In our new paper, led by my former graduate student Bryanna Norlin, we assess the distribution of Atlantic White Cedar (Chamaecyparis thyoides) throughout southern New Jersey using a species distribution modeling approach. This ecologically important species anchors the forest-marsh ecotone but are vulnerable to sea level rise and extreme events. This research addresses a data gap about the distribution of Atlantic White Cedar, provide insight on the vegetation dynamics within these stands of trees, and leads to a better understanding of where the species can persist on the landscape. Our model provides high utility for management and tracking mortality of Atlantic White Cedar within stands after disturbances such as hurricanes. This is part of a line of research addressing the frequency of ghost forests (standing dead trees killed by exposure to salt water) which have increased in recent years, driven in part by Superstorm Sandy.
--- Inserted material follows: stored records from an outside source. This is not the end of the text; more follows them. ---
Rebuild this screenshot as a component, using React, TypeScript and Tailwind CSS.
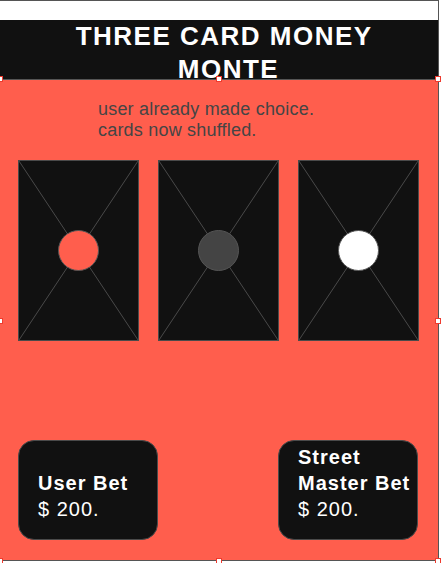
import React from 'react';

const RED = '#ff5e4d';

type CardProps = { dot: string };

// one face-down card: diagonals with a dot in the middle
const Card: React.FC<CardProps> = ({ dot }) => (
  <div className="w-[121px] h-[181px] bg-[#111111] border border-[#4a4a4a]">
    <svg width="119" height="179" viewBox="0 0 119 179" className="block">
      <line x1="0" y1="0" x2="119" y2="179" stroke="#4a4a4a" strokeWidth="1" />
      <line x1="119" y1="0" x2="0" y2="179" stroke="#4a4a4a" strokeWidth="1" />
      <circle cx="59.5" cy="89.5" r="20" fill={dot} stroke="#555555" strokeWidth="1" />
    </svg>
  </div>
);

const Handle: React.FC<{ className: string }> = ({ className }) => (
  <div className={`absolute w-[6px] h-[6px] bg-white border border-[#ee3b2f] ${className}`} />
);

const BetBox: React.FC<{ title: string }> = ({ title }) => (
  <div className="w-[140px] h-[100px] rounded-[16px] bg-[#111111] border border-[#4a4a4a] flex flex-col justify-end pl-[19px] pb-[17px] text-white text-[20px] leading-[26px] tracking-[1px]">
    <p className="font-bold">{title}</p>
    <p>$ 200.</p>
  </div>
);

export default function App() {
  return (
    <div className="relative w-[441px] h-[563px] bg-white overflow-hidden font-['Liberation_Sans',Arial,sans-serif]">
      <div className="w-[439px] border-t border-r border-[#555555] bg-white">
        <div className="h-[19px]" />

        {/* title bar */}
        <div className="h-[59px] bg-[#111111] overflow-hidden">
          <h1 className="pl-[19px] text-center text-white font-bold text-[26px] leading-[33px] tracking-[1.5px]">
            THREE CARD MONEY{'\u00a0'}
            <br />
            MONTE
          </h1>
        </div>

        {/* table */}
        <div className="h-[482px] border-y border-[#555555] bg-[#ff5e4d] px-[18px] pt-[19px]">
          <p className="pl-[80px] text-[18px] leading-[21px] tracking-[0.2px] text-[#454545]">
            user already made choice.
            <br />
            cards now shuffled.
          </p>

          <div className="mt-[19px] flex gap-[19px]">
            <Card dot={RED} />
            <Card dot="#444444" />
            <Card dot="#ffffff" />
          </div>

          <div className="mt-[99px] flex gap-[120px]">
            <BetBox title="User Bet" />
            <BetBox title="Street Master Bet" />
          </div>
        </div>
      </div>

      {/* selection handles */}
      <Handle className="left-[-3px] top-[76px]" />
      <Handle className="left-[216px] top-[76px]" />
      <Handle className="left-[435px] top-[76px]" />
      <Handle className="left-[-3px] top-[318px]" />
      <Handle className="left-[435px] top-[318px]" />
      <Handle className="left-[-3px] top-[558px]" />
      <Handle className="left-[216px] top-[558px]" />
      <Handle className="left-[435px] top-[558px]" />
    </div>
  );
}
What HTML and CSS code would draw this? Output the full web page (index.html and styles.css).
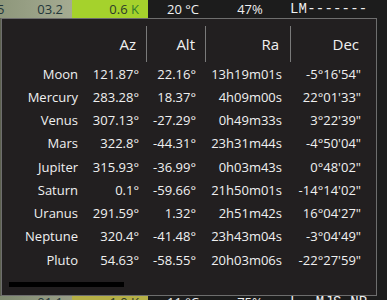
FILE: index.html
```html
<!DOCTYPE html>
<html>
<head>
<meta charset="utf-8">
<link rel="stylesheet" href="styles.css">
</head>
<body>
<div class="bar top">
  <div class="cell c1"><span class="cut">5</span><span>03.2</span></div>
  <div class="cell c2"><span>0.6 <b class="k">K</b></span></div>
  <div class="cell c3">20 °C</div>
  <div class="cell c4">47%</div>
  <div class="cell c5 mono">LM-------</div>
</div>
<div class="main">
  <div class="edge"></div>
  <div class="box">
    <div class="head">
      <div class="h"></div>
      <div class="h sep">Az</div>
      <div class="h sep">Alt</div>
      <div class="h sep">Ra</div>
      <div class="h last">Dec</div>
    </div>
    <div class="rows">
      <div>Moon</div><div>121.87°</div><div>22.16°</div><div>13h19m01s</div><div>-5°16'54"</div>
      <div>Mercury</div><div>283.28°</div><div>18.37°</div><div>4h09m00s</div><div>22°01'33"</div>
      <div>Venus</div><div>307.13°</div><div>-27.29°</div><div>0h49m33s</div><div>3°22'39"</div>
      <div>Mars</div><div>322.8°</div><div>-44.31°</div><div>23h31m44s</div><div>-4°50'04"</div>
      <div>Jupiter</div><div>315.93°</div><div>-36.99°</div><div>0h03m43s</div><div>0°48'02"</div>
      <div>Saturn</div><div>0.1°</div><div>-59.66°</div><div>21h50m01s</div><div>-14°14'02"</div>
      <div>Uranus</div><div>291.59°</div><div>1.32°</div><div>2h51m42s</div><div>16°04'27"</div>
      <div>Neptune</div><div>320.4°</div><div>-41.48°</div><div>23h43m04s</div><div>-3°04'49"</div>
      <div>Pluto</div><div>54.63°</div><div>-58.55°</div><div>20h03m06s</div><div>-22°27'59"</div>
    </div>
    <div class="scroll"></div>
  </div>
</div>
<div class="bar bottom">
  <div class="cell c1 b1"><span>01.1</span></div>
  <div class="cell c2 b2"><span>1.0 K</span></div>
  <div class="cell c3"><span>11 °C</span></div>
  <div class="cell c4"><span>75%</span></div>
  <div class="cell c5 mono"><span>L--MJS-NP</span></div>
</div>
</body>
</html>
```
FILE: styles.css
```css
html, body {
  margin: 0;
  padding: 0;
}
body {
  width: 387px;
  height: 300px;
  overflow: hidden;
  background: #1c1c1c;
  font-family: "Open Sans", "Noto Sans", sans-serif;
  color: #f0f0f0;
}
.bar {
  display: flex;
  overflow: hidden;
  font-size: 13px;
}
.top {
  height: 18px;
  line-height: 19px;
}
.bottom {
  height: 4px;
}
.bottom .cell span {
  display: block;
  margin-top: -1px;
  line-height: 14px;
}
.cell {
  flex: none;
  white-space: nowrap;
}
.c1 {
  width: 72px;
  background: linear-gradient(90deg, #8e977b, #a5ab92);
  color: #23363a;
  display: flex;
  justify-content: space-between;
  padding-right: 9px;
  box-sizing: border-box;
}
.cut {
  margin-left: -3px;
}
.c2 {
  width: 76px;
  background: #a5d22c;
  color: #2d3a2a;
  text-align: right;
  padding-right: 9px;
  box-sizing: border-box;
}
.k {
  font-weight: normal;
  color: #2f7d2b;
}
.c3 {
  width: 70px;
  text-align: center;
}
.c4 {
  width: 64px;
  text-align: center;
}
.c5 {
  padding-left: 8px;
}
.mono {
  font-family: "Liberation Mono", "DejaVu Sans Mono", monospace;
  font-size: 14px;
  letter-spacing: 0.2px;
}
.b1 {
  background: linear-gradient(90deg, #7f8a70, #9aa088);
  justify-content: flex-end;
}
.b2 {
  background: #b6b046;
}
.main {
  display: flex;
  height: 278px;
}
.edge {
  width: 1px;
  background: #5d6150;
}
.box {
  width: 376px;
  height: 278px;
  box-sizing: border-box;
  border: 1px solid #6e6e6e;
  background: #221f20;
  padding-top: 7px;
}
.head {
  display: grid;
  grid-template-columns: 80px 65px 59px 85px 85px;
  height: 36px;
  font-size: 15px;
}
.h {
  display: flex;
  align-items: center;
  justify-content: flex-end;
  padding-right: 10px;
}
.h.sep {
  border-right: 1px solid #7a7a7a;
}
.h:nth-child(4) {
  padding-right: 11px;
}
.h.last {
  padding-right: 17px;
}
.rows {
  display: grid;
  grid-template-columns: 76px 61px 57px 86px 79px;
  grid-auto-rows: 23.25px;
  align-items: center;
  font-size: 13px;
  text-align: right;
  white-space: nowrap;
}
.scroll {
  margin: 11px 0 0 7px;
  width: 115px;
  height: 5px;
  background: #000;
}
```
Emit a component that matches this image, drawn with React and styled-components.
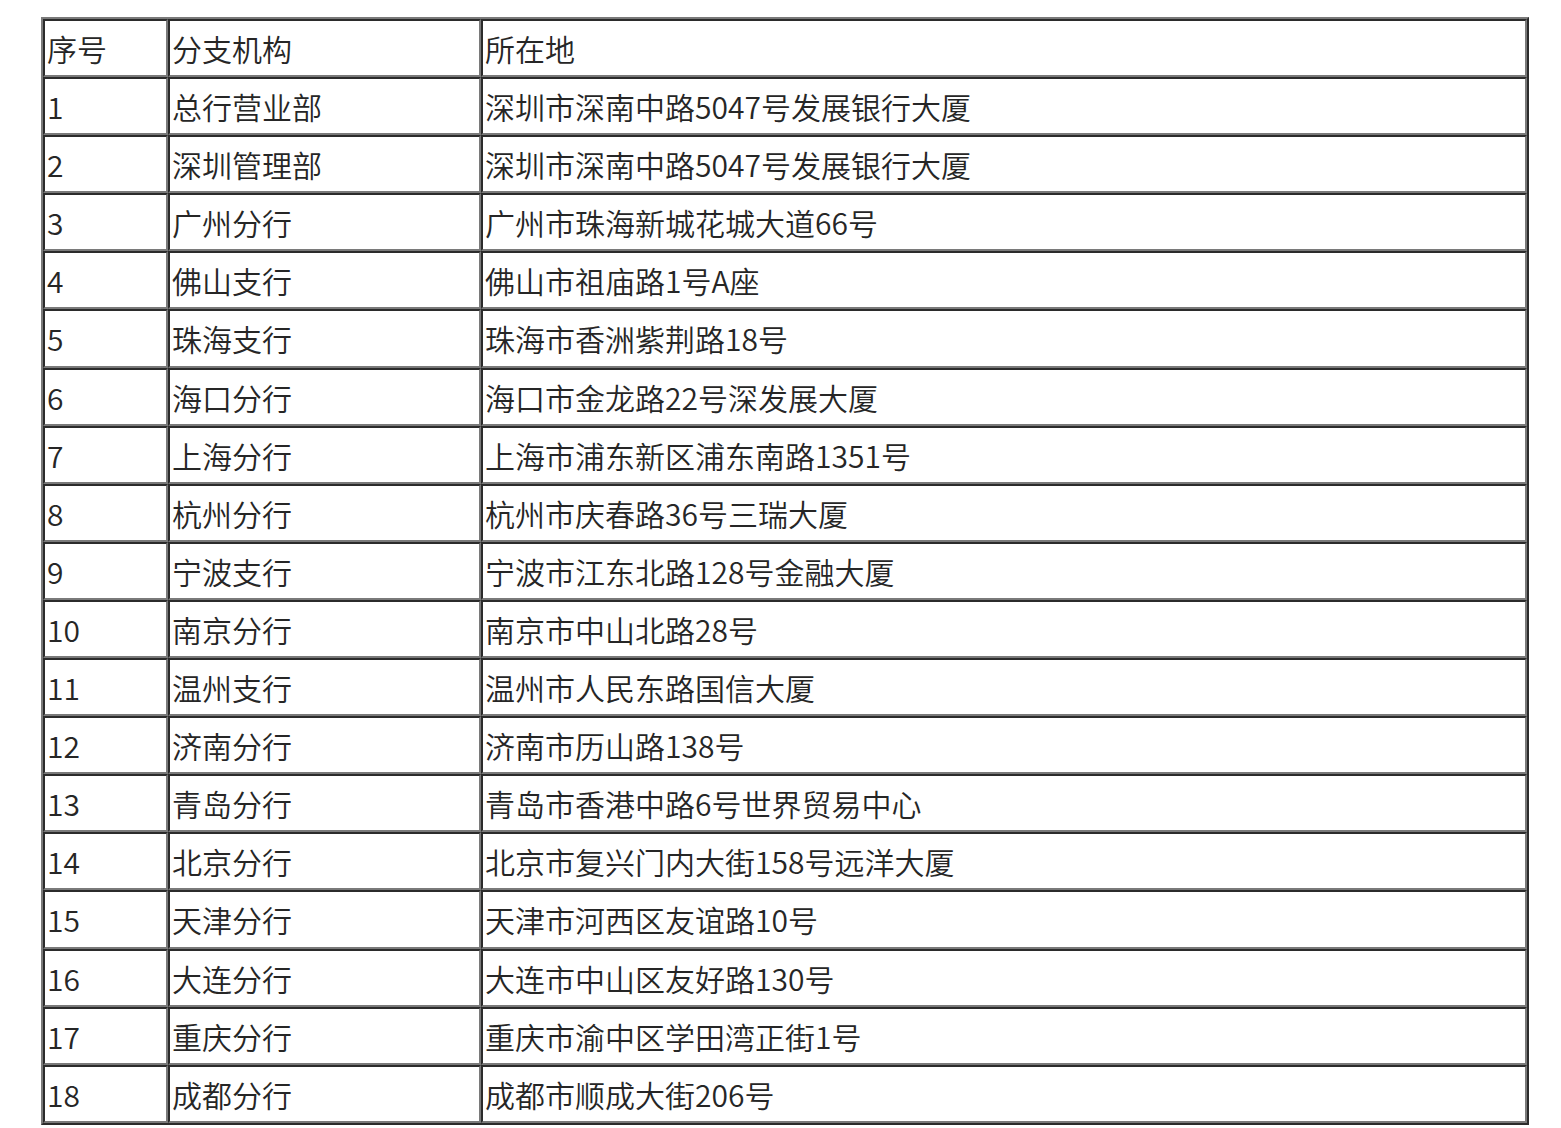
import styled, { createGlobalStyle } from 'styled-components';

const GlobalStyle = createGlobalStyle`
  html, body {
    margin: 0;
    padding: 0;
    background: #fff;
  }
  body {
    font-family: "Noto Sans CJK SC", "Noto Sans", sans-serif;
  }
`;

const Page = styled.div`
  padding: 17px 0 0 41px;
`;

const Table = styled.table`
  box-sizing: border-box;
  width: 1488px;
  table-layout: fixed;
  border-collapse: separate;
  border-spacing: 0;
  border-style: solid;
  border-width: 2px;
  border-color: #7a7a7a #2b2b2b #2b2b2b #7a7a7a;
`;

const Cell = styled.td`
  box-sizing: border-box;
  width: ${props => props.$w ? `${props.$w}px` : 'auto'};
  padding: 0 2px;
  border-style: solid;
  border-width: 2px;
  border-color: #2b2b2b #7a7a7a #7a7a7a #2b2b2b;
  font-size: 30px;
  line-height: 54.1px;
  color: #262626;
  text-align: left;
  vertical-align: middle;
  white-space: nowrap;
  font-weight: 350;
`;

const branches = [
  ['总行营业部', '深圳市深南中路5047号发展银行大厦'],
  ['深圳管理部', '深圳市深南中路5047号发展银行大厦'],
  ['广州分行', '广州市珠海新城花城大道66号'],
  ['佛山支行', '佛山市祖庙路1号A座'],
  ['珠海支行', '珠海市香洲紫荆路18号'],
  ['海口分行', '海口市金龙路22号深发展大厦'],
  ['上海分行', '上海市浦东新区浦东南路1351号'],
  ['杭州分行', '杭州市庆春路36号三瑞大厦'],
  ['宁波支行', '宁波市江东北路128号金融大厦'],
  ['南京分行', '南京市中山北路28号'],
  ['温州支行', '温州市人民东路国信大厦'],
  ['济南分行', '济南市历山路138号'],
  ['青岛分行', '青岛市香港中路6号世界贸易中心'],
  ['北京分行', '北京市复兴门内大街158号远洋大厦'],
  ['天津分行', '天津市河西区友谊路10号'],
  ['大连分行', '大连市中山区友好路130号'],
  ['重庆分行', '重庆市渝中区学田湾正街1号'],
  ['成都分行', '成都市顺成大街206号'],
];

const App = () => (
  <Page>
    <GlobalStyle />
    <Table>
      <tbody>
        <tr>
          <Cell $w={125}>序号</Cell>
          <Cell $w={313}>分支机构</Cell>
          <Cell>所在地</Cell>
        </tr>
        {branches.map(([name, addr], i) => (
          <tr key={name}>
            <Cell $w={125}>{i + 1}</Cell>
            <Cell $w={313}>{name}</Cell>
            <Cell>{addr}</Cell>
          </tr>
        ))}
      </tbody>
    </Table>
  </Page>
);

export default App;
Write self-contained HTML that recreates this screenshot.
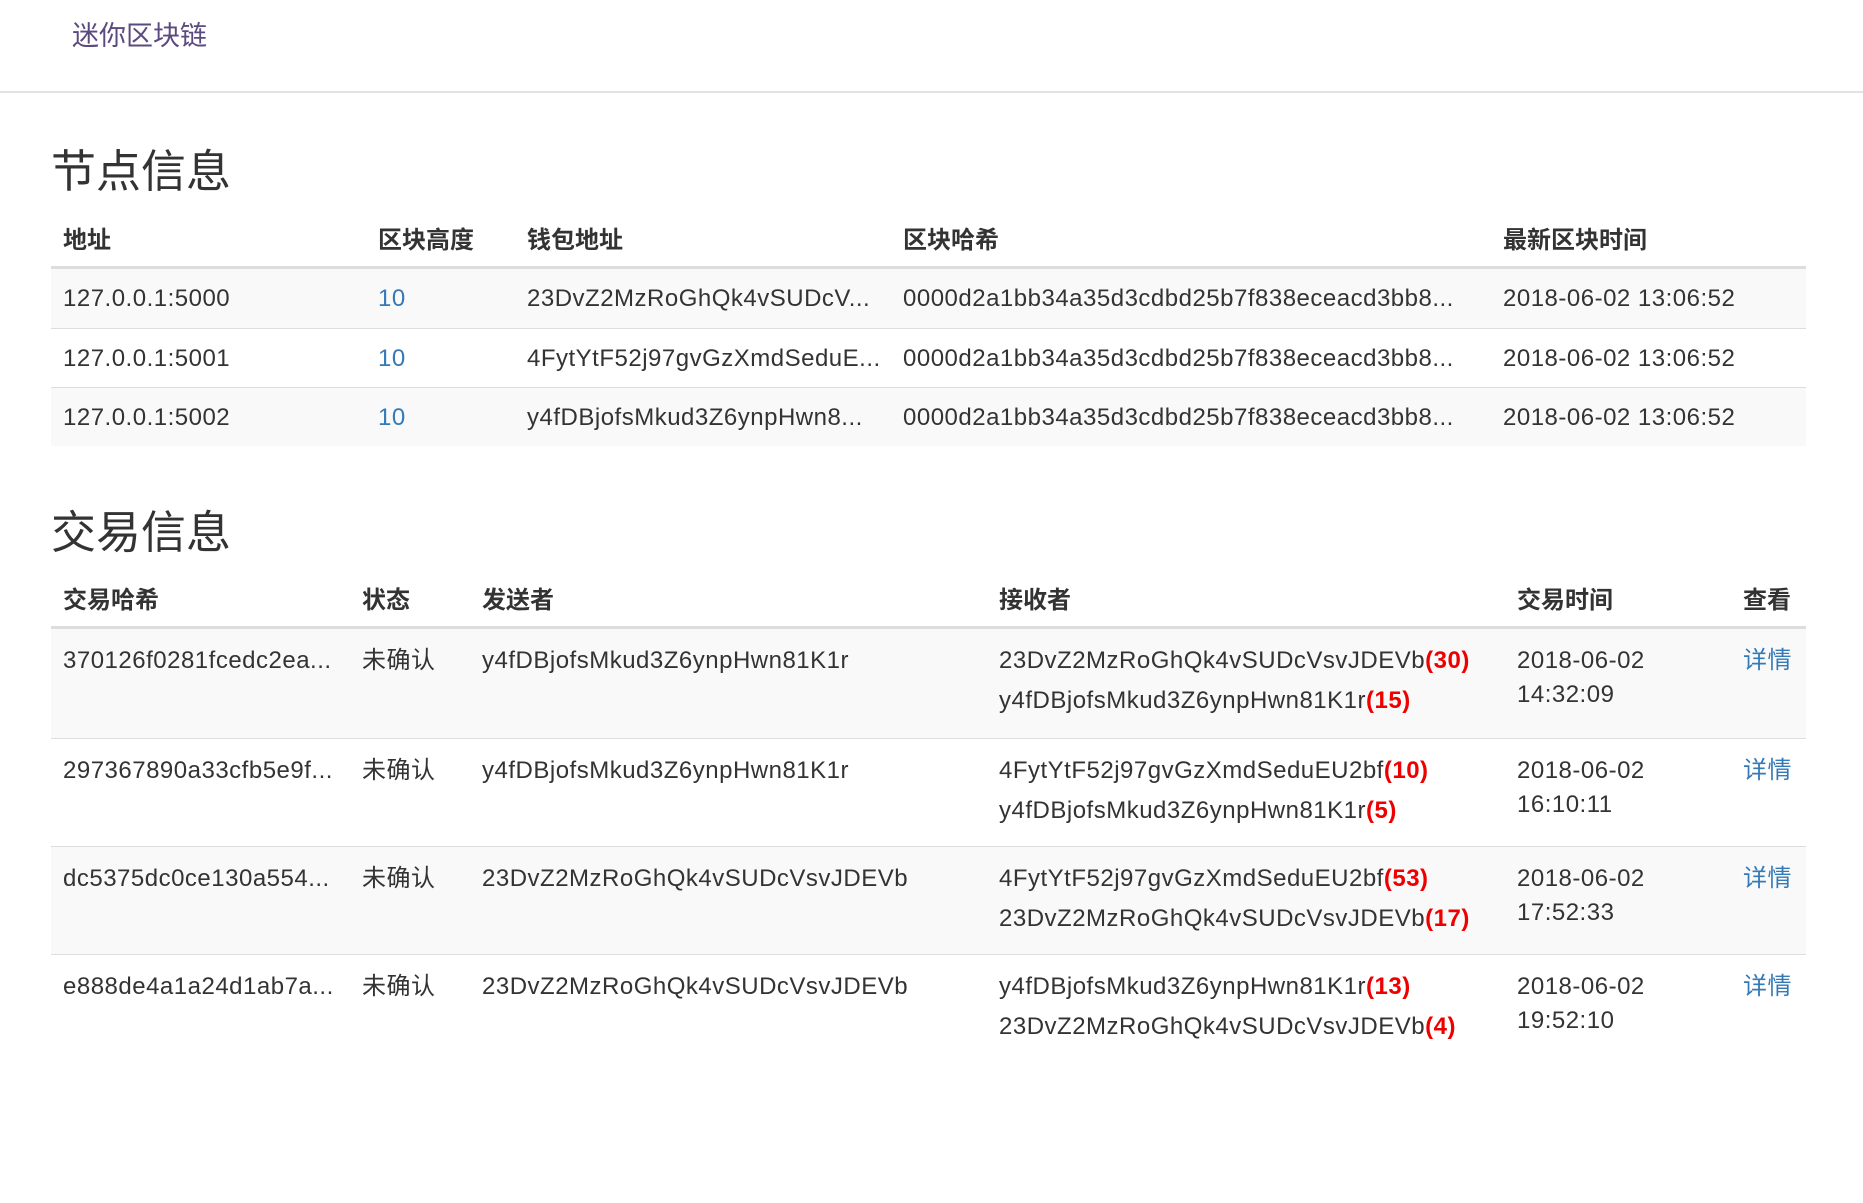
<!DOCTYPE html>
<html><head><meta charset="utf-8">
<style>
*{margin:0;padding:0;box-sizing:border-box}
body{width:1863px;height:1203px;background:#fff;font-family:"Liberation Sans","Noto Sans CJK SC",sans-serif;color:#333;font-size:24px;position:relative;overflow:hidden}
.nav{position:absolute;left:0;top:0;width:1863px;height:93px;border-bottom:2px solid #e3e3e3}
.brand{position:absolute;left:72px;top:16px;font-size:27px;color:#5b4a7e;line-height:40px}
h2{position:absolute;left:51px;font-size:45px;font-weight:normal;line-height:50px;color:#333}
.row{position:absolute;left:51px;width:1755px;border-top:1px solid #ddd}
.row.s{background:#f9f9f9}
.hd{position:absolute;left:51px;width:1755px;border-bottom:3px solid #ddd;font-weight:bold}
.c{position:absolute;white-space:nowrap;line-height:40px}
.row .c{letter-spacing:0.5px}
.b{color:#337ab7}
.r{color:#e00;font-weight:bold}
.t{top:15px !important;line-height:34px}
</style></head><body>
<div class="nav"><div class="brand">迷你区块链</div></div>

<h2 style="top:147px">节点信息</h2>
<div class="hd" style="top:219px;height:50px">
<div class="c" style="left:12px;top:2px">地址</div>
<div class="c" style="left:327px;top:2px">区块高度</div>
<div class="c" style="left:476px;top:2px">钱包地址</div>
<div class="c" style="left:852px;top:2px">区块哈希</div>
<div class="c" style="left:1452px;top:2px">最新区块时间</div>
</div>
<div class="row s" style="top:268px;height:60px">
<div class="c" style="left:12px;top:10px">127.0.0.1:5000</div><div class="c b" style="left:327px;top:10px">10</div>
<div class="c" style="left:476px;top:10px">23DvZ2MzRoGhQk4vSUDcV...</div><div class="c" style="left:852px;top:10px">0000d2a1bb34a35d3cdbd25b7f838eceacd3bb8...</div>
<div class="c" style="left:1452px;top:10px">2018-06-02 13:06:52</div></div>
<div class="row" style="top:328px;height:59px">
<div class="c" style="left:12px;top:10px">127.0.0.1:5001</div><div class="c b" style="left:327px;top:10px">10</div>
<div class="c" style="left:476px;top:10px">4FytYtF52j97gvGzXmdSeduE...</div><div class="c" style="left:852px;top:10px">0000d2a1bb34a35d3cdbd25b7f838eceacd3bb8...</div>
<div class="c" style="left:1452px;top:10px">2018-06-02 13:06:52</div></div>
<div class="row s" style="top:387px;height:59px">
<div class="c" style="left:12px;top:10px">127.0.0.1:5002</div><div class="c b" style="left:327px;top:10px">10</div>
<div class="c" style="left:476px;top:10px">y4fDBjofsMkud3Z6ynpHwn8...</div><div class="c" style="left:852px;top:10px">0000d2a1bb34a35d3cdbd25b7f838eceacd3bb8...</div>
<div class="c" style="left:1452px;top:10px">2018-06-02 13:06:52</div></div>

<h2 style="top:508px">交易信息</h2>
<div class="hd" style="top:579px;height:50px">
<div class="c" style="left:12px;top:2px">交易哈希</div>
<div class="c" style="left:311px;top:2px">状态</div>
<div class="c" style="left:431px;top:2px">发送者</div>
<div class="c" style="left:948px;top:2px">接收者</div>
<div class="c" style="left:1466px;top:2px">交易时间</div>
<div class="c" style="left:1692px;top:2px">查看</div>
</div>

<div class="row s" style="top:628px;height:110px">
<div class="c" style="left:12px;top:12px">370126f0281fcedc2ea...</div><div class="c" style="left:311px;top:12px">未确认</div>
<div class="c" style="left:431px;top:12px">y4fDBjofsMkud3Z6ynpHwn81K1r</div>
<div class="c" style="left:948px;top:12px">23DvZ2MzRoGhQk4vSUDcVsvJDEVb<span class="r">(30)</span><br>y4fDBjofsMkud3Z6ynpHwn81K1r<span class="r">(15)</span></div>
<div class="c t" style="left:1466px">2018-06-02<br>14:32:09</div><div class="c b" style="left:1692px;top:12px">详情</div></div>
<div class="row" style="top:738px;height:108px">
<div class="c" style="left:12px;top:12px">297367890a33cfb5e9f...</div><div class="c" style="left:311px;top:12px">未确认</div>
<div class="c" style="left:431px;top:12px">y4fDBjofsMkud3Z6ynpHwn81K1r</div>
<div class="c" style="left:948px;top:12px">4FytYtF52j97gvGzXmdSeduEU2bf<span class="r">(10)</span><br>y4fDBjofsMkud3Z6ynpHwn81K1r<span class="r">(5)</span></div>
<div class="c t" style="left:1466px">2018-06-02<br>16:10:11</div><div class="c b" style="left:1692px;top:12px">详情</div></div>
<div class="row s" style="top:846px;height:108px">
<div class="c" style="left:12px;top:12px">dc5375dc0ce130a554...</div><div class="c" style="left:311px;top:12px">未确认</div>
<div class="c" style="left:431px;top:12px">23DvZ2MzRoGhQk4vSUDcVsvJDEVb</div>
<div class="c" style="left:948px;top:12px">4FytYtF52j97gvGzXmdSeduEU2bf<span class="r">(53)</span><br>23DvZ2MzRoGhQk4vSUDcVsvJDEVb<span class="r">(17)</span></div>
<div class="c t" style="left:1466px">2018-06-02<br>17:52:33</div><div class="c b" style="left:1692px;top:12px">详情</div></div>
<div class="row" style="top:954px;height:108px">
<div class="c" style="left:12px;top:12px">e888de4a1a24d1ab7a...</div><div class="c" style="left:311px;top:12px">未确认</div>
<div class="c" style="left:431px;top:12px">23DvZ2MzRoGhQk4vSUDcVsvJDEVb</div>
<div class="c" style="left:948px;top:12px">y4fDBjofsMkud3Z6ynpHwn81K1r<span class="r">(13)</span><br>23DvZ2MzRoGhQk4vSUDcVsvJDEVb<span class="r">(4)</span></div>
<div class="c t" style="left:1466px">2018-06-02<br>19:52:10</div><div class="c b" style="left:1692px;top:12px">详情</div></div>
</body></html>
We’re very proud of Bry because it’s her first publication!
Abstract Atlantic White Cedar (Chamaecyparis thyoides) (AWC) anchors a globally threatened ecosystem that is being impacted by climate change, as these trees are vulnerable to hurricane events, sea-level rises, and increasing salinity at the forest–marsh ecotone. In this study, we determined the current amount and distribution of AWC in an area that is experiencing sea-level rises that are higher than the global average rate. We used a combination of a field investigation and aerial photo interpretation to identify known locations of AWC, then integrated Sentinel-1 and 2A satellite data with abiotic variables into a species distribution model. We developed a spectral signature of AWC to aid in our understanding of phenology differences from nearby species groups. The selected model had an out-of-bag error of 7.2%, and 8 of the 11 variables retained in the final model were derived from remotely sensed data, highlighting the importance of including temporal data to exploit divergent phenology. Model predictions were strong in live AWC stands and, accurately, did not predict live AWC in stands that experienced high levels of mortality after Hurricane Sandy. The model presented in this study provides high utility for AWC management and tracking mortality dynamics within stands after disturbances such as hurricanes.
Top image: Mortality of Atlantic White Cedar (background) along the Mullica River in southern New Jersey.